The exhibition opened to the public on Saturday March 30th and curator, John Peter Nilsson, hosted two very popular guided tours of the exhibition. There were 1136 visitors to the show on the opening day–quite a turnout as the average number of visitors to openings at Moderna museet in Malmö is about 600. Even the curator’s tours were more popular than at previous shows.

Warhol 68-Guided tour-1
The guided tour Saturday 30th March. John Peter Nilsson beside the 25 Black & White Marilyns facing the crowd.

 

 

7 thoughts on “Warhol 1968–Exhibition at Moderna Museet, Malmö.”

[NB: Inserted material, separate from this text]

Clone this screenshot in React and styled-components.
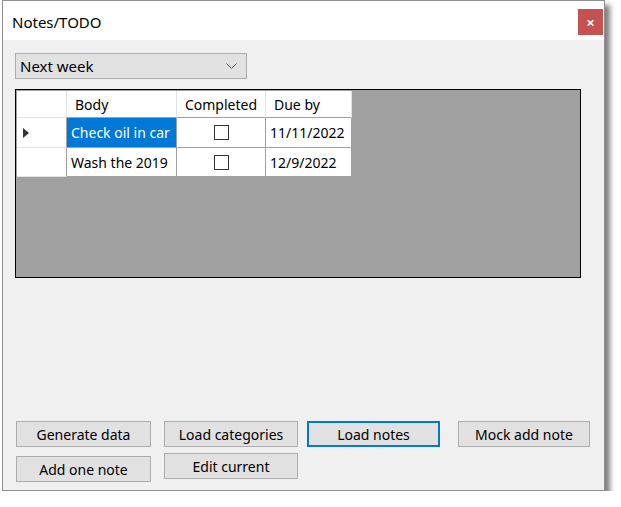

  1. Hi. Funny. I was in Malmö Saturday and noticed you not knowing you were kind of involved. I was also attending the show in Stockholm with König and Granath. I sourced out the Brillo letter that Birnbaum included.
    I am the one writing a new book on the so-called Brillo Box Scandal. A story that is very very different from the official one. And I politely warned MM Stockholm and MM Malmö that the story on their story boards were completely wrong. And of course I documented it. How ever they changed nothing 🙂 I have been at the Pontus Hulten archives frequently in a 2 years span. Get in touch. I am in Helsingør. Best Peter Hvidberg

    1. Hello Peter, Should I write in Swedish or English? You chose English, so I’ll go with that (you wouldn’t approve of my dansk!)
      Did you attend one of John Peter’s exhibition presentations? The idea was that JP would reserve a few minutes at the end of his talk to discuss the record covers. However, JP is not known for using a single word when two or three will say much the same thing, and so his talk went on longer than planned and we never got to talking about Warhol’s love of music or his record cover designs.
      My take on Warhol’s art differs from that of JP and Modena museet. But I am happy that a major part of my personal Warhol collection was included in the Malmö show.
      I know a little bit about the Brillo box scandal, but it says little or nothing about Warhol’s art so I haven’t studied it in detail. I would be interested in reading your book one day, so keep in touch!
      Cheers, Richard

      1. Yes I was present at the 13:00 hours tours. To record what he said on those Brillos. Funny that MM is displaying Warhol Jagger cards. I had a big laugh there. They probably originate from me. TV tried to call them fakes. How ever they were all purchased from David Platzker of MOMA. Recorded in the Castelli files and fully documented. They were never released because they were printed before the large lithos were signed by AW and Jagger. But TV didnt give a shit they just needed some scandal 🙂 They just left behind the Platzker provenance that ruined their story.

      2. The Jagger cards are mine! They definitely didn’t come from you, though. I bought them from a gallery in London who bought them in New York years ago. I read about the supposed forgeries a few years ago, but by then I already had my set of cards.
        According to my gallery friend who sold me the cards, they were the original invitation cards (in an envelope stamped with Andy’s stamp) for Castelli’s 1975 show where the Jagger prints were originally sold. The invitation cards were signed by Warhol and undigned sets were sold at the gallery.
        As an aside: in 1975 I was offered a folio of the Jagger prints (from the edition of 250) for SEK 5000 by a Stockholm gallery. I thought they were ugly and didn’t buy them! I regret that now!